I've just tried to make a dependency parser for Thai with pythainlp and UDPipe, and released it as spaCy-Thai. I'm vague that its outputs are precise or not, but the word-lengths seem different between pythainlp and UD_Thai-PUD. Umm...

korakot commented 4 years ago

As I understand, spaCy-Thai combines 3 parts into a pipeline

Word-length difference comes from the first part. We may need to use custom word list so the tokenization has the same word lengths. Maybe you can use pythainlp tokenization directly instead of through spaCy.

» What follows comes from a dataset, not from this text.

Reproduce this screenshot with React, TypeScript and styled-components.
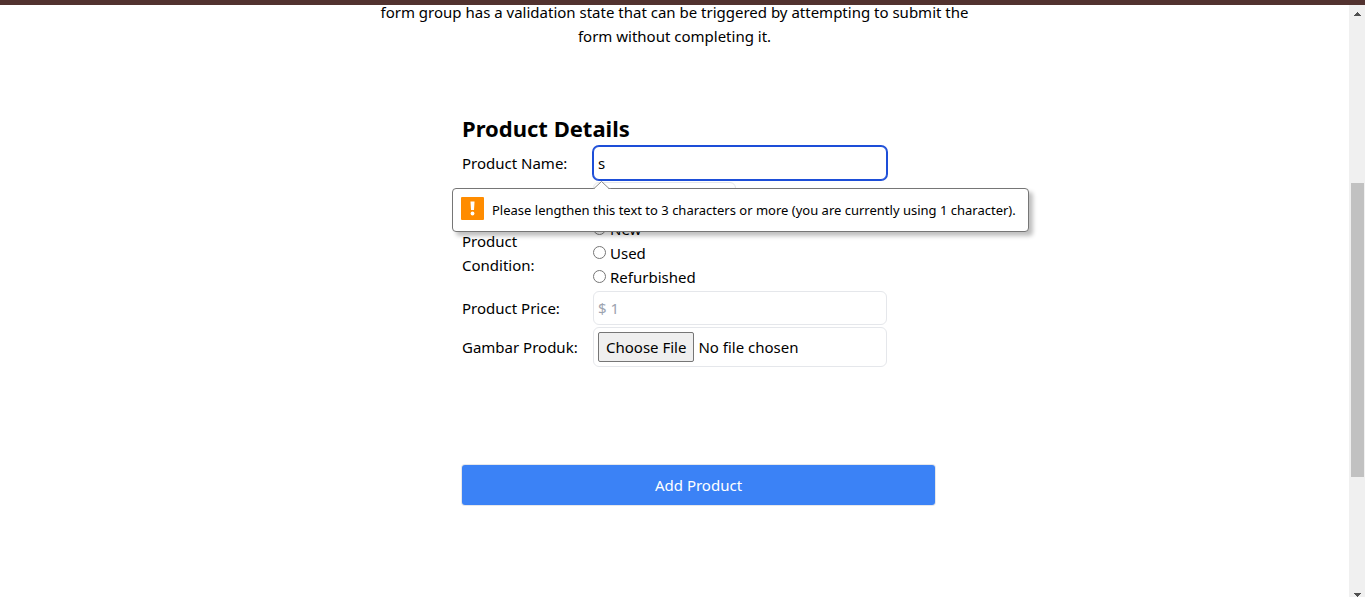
import React from "react";
import styled, { createGlobalStyle } from "styled-components";

const GlobalStyle = createGlobalStyle`
  *, *::before, *::after { box-sizing: border-box; }
  body {
    margin: 0;
    background: #fff;
    color: #000;
    font-family: "Segoe UI", "Noto Sans", "Open Sans", sans-serif;
    font-size: 15px;
    line-height: 24px;
  }
  button, input, select { margin: 0; font: inherit; color: inherit; }
  h2, p { margin: 0; }
`;

const TopStrip = styled.div`
  position: fixed;
  inset: 0 0 auto 0;
  height: 5px;
  background: #52322f;
  z-index: 5;
`;

const Shell = styled.div`
  display: flex;
  height: 100vh;
  overflow: hidden;
`;

const Main = styled.main`
  flex: 1;
  min-width: 0;
  display: flex;
  flex-direction: column;
  align-items: center;
  gap: 64px;
`;

const Intro = styled.p`
  max-width: 600px;
  text-align: center;
`;

const ProductForm = styled.form`
  width: 425px;
`;

const Heading = styled.h2`
  font-size: 22px;
  line-height: 32px;
  font-weight: 700;
`;

const Fields = styled.div`
  display: flex;
  flex-direction: column;
  gap: 2px;
  padding-top: 2px;
`;

const Row = styled.div`
  display: grid;
  grid-template-columns: 129px 1fr;
  column-gap: 2px;
  align-items: center;
`;

const ConditionGroup = styled(Row).attrs({ role: "radiogroup", "aria-labelledby": "condition" })``;

const Anchor = styled.div`
  position: relative;
  display: flex;
`;

const TextInput = styled.input<{ $active?: boolean }>`
  width: 100%;
  height: 34px;
  padding: 4px;
  border: 1px solid ${(p) => (p.$active ? "#1d4ed8" : "#e5e7eb")};
  border-radius: 6px;
  box-shadow: ${(p) => (p.$active ? "0 0 0 1px #1d4ed8" : "none")};
  background: #fff;
  outline: none;
  &::placeholder { color: #9ca3af; opacity: 1; }
`;

const Select = styled.select`
  grid-column: 2;
  width: 143px;
  height: 33px;
  padding: 4px;
  border: 1px solid #e5e7eb;
  border-radius: 6px;
  background: #fff;
`;

const FileInput = styled.input`
  width: 100%;
  height: 40px;
  padding: 4px;
  border: 1px solid #e5e7eb;
  border-radius: 6px;
  &::file-selector-button {
    height: 30px;
    margin: 0 4px 0 0;
    padding: 2px 7px;
    border: 1px solid #767676;
    border-radius: 2px;
    background: #efefef;
    color: #000;
    font: inherit;
  }
`;

const RadioList = styled.div`
  display: flex;
  flex-direction: column;
`;

const RadioLabel = styled.label`
  display: flex;
  align-items: center;
  gap: 4px;
  input { width: 13px; height: 13px; margin-bottom: 2px; }
`;

const Submit = styled.button`
  width: 473px;
  height: 40px;
  margin-top: 98px;
  border: 0;
  border-radius: 3px;
  box-shadow: 0 0 0 1px #e5e7eb;
  background: #3b82f6;
  color: #fff;
`;

const Bubble = styled.div`
  position: absolute;
  top: 42px;
  left: -141px;
  z-index: 2;
  display: flex;
  align-items: center;
  gap: 8px;
  width: 577px;
  height: 44px;
  padding: 0 8px;
  border: 1px solid #767676;
  border-radius: 4px;
  background: #fff;
  box-shadow: 4px 4px 4px rgba(0, 0, 0, 0.25);
  font-size: 13px;
  white-space: nowrap;
`;

const BubbleArrow = styled.svg`
  position: absolute;
  top: -8px;
  left: 140px;
`;

const WarningIcon = styled.svg`
  flex: none;
  margin-bottom: 3px;
`;

const ScrollBar = styled.div`
  display: flex;
  flex-direction: column;
  align-items: center;
  width: 16px;
  padding: 7px 0 0 1px;
  background: #f0f0f0;
`;

const Gap = styled.div<{ $grow: number }>`
  flex: ${(p) => p.$grow} 0 0;
`;

const Thumb = styled.div`
  flex: 294 0 0;
  width: 13px;
  background: #c1c1c1;
`;

const ScrollArrow = styled.svg`
  flex: none;
  margin-top: 5px;
`;

const conditions = ["New", "Used", "Refurbished"];

export default function App() {
  return (
    <>
      <GlobalStyle />
      <TopStrip />
      <Shell>
        <Main>
          <Intro>
            form group has a validation state that can be triggered by attempting to submit the form
            without completing it.
          </Intro>
          <ProductForm noValidate onSubmit={(e) => e.preventDefault()}>
            <Heading>Product Details</Heading>
            <Fields>
              <Row>
                <label htmlFor="name">Product Name:</label>
                <Anchor>
                  <TextInput id="name" $active defaultValue="s" minLength={3} aria-describedby="name-error" />
                  <Bubble id="name-error" role="alert">
                    <BubbleArrow width="18" height="9" viewBox="0 0 18 9" aria-hidden="true">
                      <path d="M1 9 L1 8 L8.500 .5 L16 8 L16 9 Z" fill="#fff" />
                      <path d="M0 7.500 H1 L8.500 .5 L16 7.500 H18" fill="none" stroke="#8a8a8a" />
                    </BubbleArrow>
                    <WarningIcon width="23" height="23" viewBox="0 0 23 23" aria-hidden="true">
                      <rect width="23" height="23" rx="1" fill="#ff8c00" />
                      <path d="M9.500 4.500 H13.500 L13 13 H10 Z" fill="#fff" />
                      <circle cx="11.500" cy="16.500" r="1.900" fill="#fff" />
                    </WarningIcon>
                    Please lengthen this text to 3 characters or more (you are currently using 1 character).
                  </Bubble>
                </Anchor>
              </Row>
              <Row>
                <Select aria-label="Product category" />
              </Row>
              <ConditionGroup>
                <span id="condition">
                  Product
                  <br />
                  Condition:
                </span>
                <RadioList>
                  {conditions.map((name) => (
                    <RadioLabel key={name}>
                      <input type="radio" name="condition" value={name} />
                      {name}
                    </RadioLabel>
                  ))}
                </RadioList>
              </ConditionGroup>
              <Row>
                <label htmlFor="price">Product Price:</label>
                <TextInput id="price" placeholder="$ 1" />
              </Row>
              <Row>
                <label htmlFor="image">Gambar Produk:</label>
                <FileInput id="image" type="file" />
              </Row>
            </Fields>
            <Submit type="submit">Add Product</Submit>
          </ProductForm>
        </Main>
        <ScrollBar aria-hidden="true">
          <ScrollArrow width="7" height="4" viewBox="0 0 7 4" shapeRendering="crispEdges">
            <path d="M3 0h1v1h1v1h1v1h1v1H0V3h1V2h1V1h1z" fill="#505050" />
          </ScrollArrow>
          <Gap $grow={167} />
          <Thumb />
          <Gap $grow={111} />
          <ScrollArrow width="7" height="4" viewBox="0 0 7 4" shapeRendering="crispEdges">
            <path d="M0 0h7v1H6v1H5v1H4v1H3V3H2V2H1V1H0z" fill="#505050" />
          </ScrollArrow>
        </ScrollBar>
      </Shell>
    </>
  );
}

wannaphong commented 4 years ago

We have part of speech model with Parallel Universal Dependencies (PUD) treebanks. pos_tag (=pud) https://www.thainlp.org/pythainlp/docs/2.2/api/tag.html#pythainlp.tag.pos_tag

I think that would be appropriate for your job.

KoichiYasuoka commented 4 years ago

In th_pud-ud-orchid.conllu of spaCy-Thai I use both PUD-origin UPOS-tags and pythainlp-origin ORCHID-tags. As shown in train.sh I use hyper-parameters embedding_upostag=10 for UPOS-tags and embedding_xpostag=30 for ORCHID-tags. I've tried some other parameters, but either PUD-only or ORCHID-only was worse.

wannaphong commented 4 years ago

Have you tried LST20 corpus (tags mapped to Universal POS tags) yet? pos_tag (lst20_ud) (PyThaiNLP 2.2.4+ Only) https://www.thainlp.org/pythainlp/docs/2.2/api/tag.html#pythainlp.tag.pos_tag

I haven't sent any new tags to spaCy.

In th_pud-ud-orchid.conllu of spaCy-Thai I use both PUD-origin UPOS-tags and pythainlp-origin ORCHID-tags. As shown in train.sh I use hyper-parameters embedding_upostag=10 for UPOS-tags and embedding_xpostag=30 for ORCHID-tags. I've tried some other parameters, but either PUD-only or ORCHID-only was worse.

KoichiYasuoka commented 4 years ago

Have you tried LST20 corpus (tags mapped to Universal POS tags) yet?

No, I have not. I've first started with tag_map.py of spacy.lang.th so I've been using ORCHID and UPOS. Do you have a plan to include LST20 tag_map for official release of spaCy in the future?

wannaphong commented 4 years ago

Have you tried LST20 corpus (tags mapped to Universal POS tags) yet?

No, I have not. I've first started with tag_map.py of spacy.lang.th so I've been using ORCHID and UPOS. Do you have a plan to include LST20 tag_map for official release of spaCy in the future?

I working about this pull request. https://github.com/explosion/spaCy/pull/6163

wannaphong commented 4 years ago

@KoichiYasuoka They're phasing out tag maps in the core spacy library in v3. https://github.com/explosion/spaCy/pull/6163#issuecomment-704803365

KoichiYasuoka commented 4 years ago

I'm not so familiar with the "v3" of spaCy, but here I understand that spaCy's Token.tag_ and Token.pos_ are now free from one another. I had given up to use train of spaCy for th_pud-ud-orchid.conllu, then... well... how will I change my spaCy-Thai when the "v3" launch...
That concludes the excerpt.